»»

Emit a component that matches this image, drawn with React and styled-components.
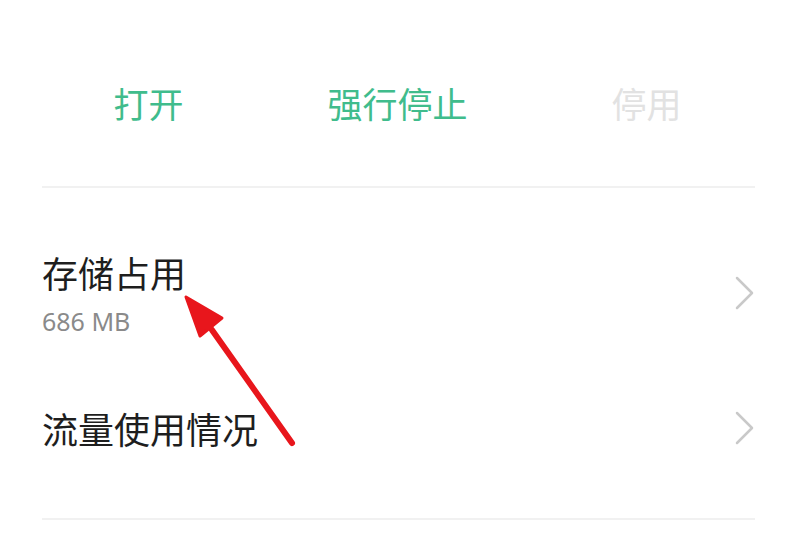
import React from "react";
import styled, { createGlobalStyle } from "styled-components";

const Global = createGlobalStyle`
  html, body { margin: 0; padding: 0; background: #ffffff; }
  body { font-family: "Noto Sans CJK SC", "Noto Sans", sans-serif; }
`;

const Page = styled.div`
  position: relative;
  width: 800px;
  height: 539px;
  overflow: hidden;
  background: #fff;
`;

const ActionRow = styled.div`
  display: grid;
  grid-template-columns: repeat(3, 249px);
  padding: 83px 0 0 24px;
  height: 103px;
`;

const ActionButton = styled.div`
  text-align: center;
  font-size: 35px;
  line-height: 40px;
  color: ${(p) => (p.$disabled ? "#e2e2e2" : "#40bc8c")};
`;

const Divider = styled.div`
  margin: 0 45px 0 42px;
  height: 2px;
  background: #f1f1f1;
`;

const List = styled.div`
  display: flex;
  flex-direction: column;
`;

const Item = styled.div`
  display: flex;
  align-items: center;
  justify-content: space-between;
  padding: ${(p) => p.$pt}px 44px ${(p) => p.$pb}px 42px;
`;

const Texts = styled.div`
  display: flex;
  flex-direction: column;
`;

const Title = styled.div`
  font-size: 36px;
  line-height: 44px;
  color: #1e1e1e;
`;

const Sub = styled.div`
  font-family: "Noto Sans", sans-serif;
  font-size: 25px;
  line-height: 30px;
  color: #8a8a8a;
  margin-top: 12px;
`;

const Chevron = () => (
  <svg width="22" height="36" viewBox="0 0 22 36">
    <path d="M3 3 L18 18 L3 33" fill="none" stroke="#c9c9c9" strokeWidth="2.5" strokeLinecap="round" strokeLinejoin="round" />
  </svg>
);

const Arrow = styled.svg`
  position: absolute;
  left: 0;
  top: 0;
  pointer-events: none;
`;

export default function App() {
  return (
    <Page>
      <Global />
      <ActionRow>
        <ActionButton>打开</ActionButton>
        <ActionButton>强行停止</ActionButton>
        <ActionButton $disabled>停用</ActionButton>
      </ActionRow>
      <Divider />
      <List>
        <Item $pt={62} $pb={40}>
          <Texts>
            <Title>存储占用</Title>
            <Sub>686 MB</Sub>
          </Texts>
          <Chevron />
        </Item>
        <Item $pt={30} $pb={68}>
          <Texts>
            <Title>流量使用情况</Title>
          </Texts>
          <Chevron />
        </Item>
      </List>
      <Divider />
      <Arrow width="800" height="539" viewBox="0 0 800 539">
        <line x1="292" y1="443" x2="212" y2="330" stroke="#e8161c" strokeWidth="6" strokeLinecap="round" />
        <polygon points="186,297 222,318 200,336" fill="#e8161c" stroke="#e8161c" strokeWidth="3" strokeLinejoin="round" />
      </Arrow>
    </Page>
  );
}
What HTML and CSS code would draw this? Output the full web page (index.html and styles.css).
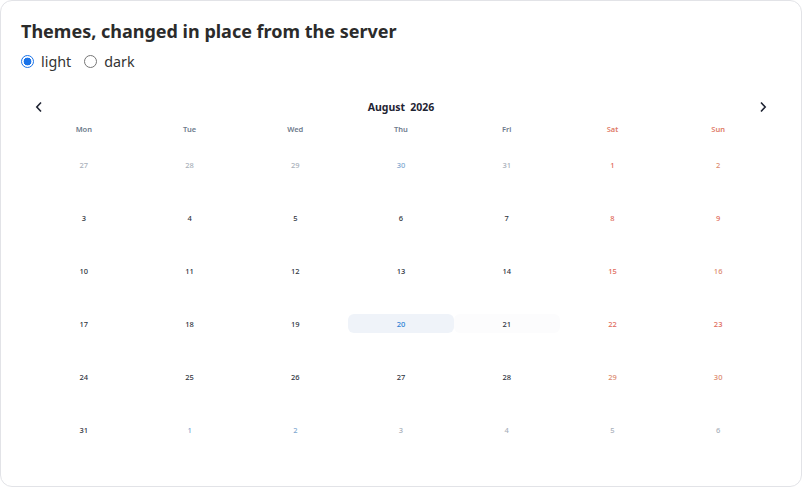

««

SET EXERCISE
Go through the listing above and pull out each line containing the word "styled".

RESPONSE FOR THIS EXERCISE
Emit a component that matches this image, drawn with React and styled-components.
import styled, { createGlobalStyle } from "styled-components";
const Page = styled.div`
const ActionRow = styled.div`
const ActionButton = styled.div`
const Divider = styled.div`
const List = styled.div`
const Item = styled.div`
const Texts = styled.div`
const Title = styled.div`
const Sub = styled.div`
const Arrow = styled.svg`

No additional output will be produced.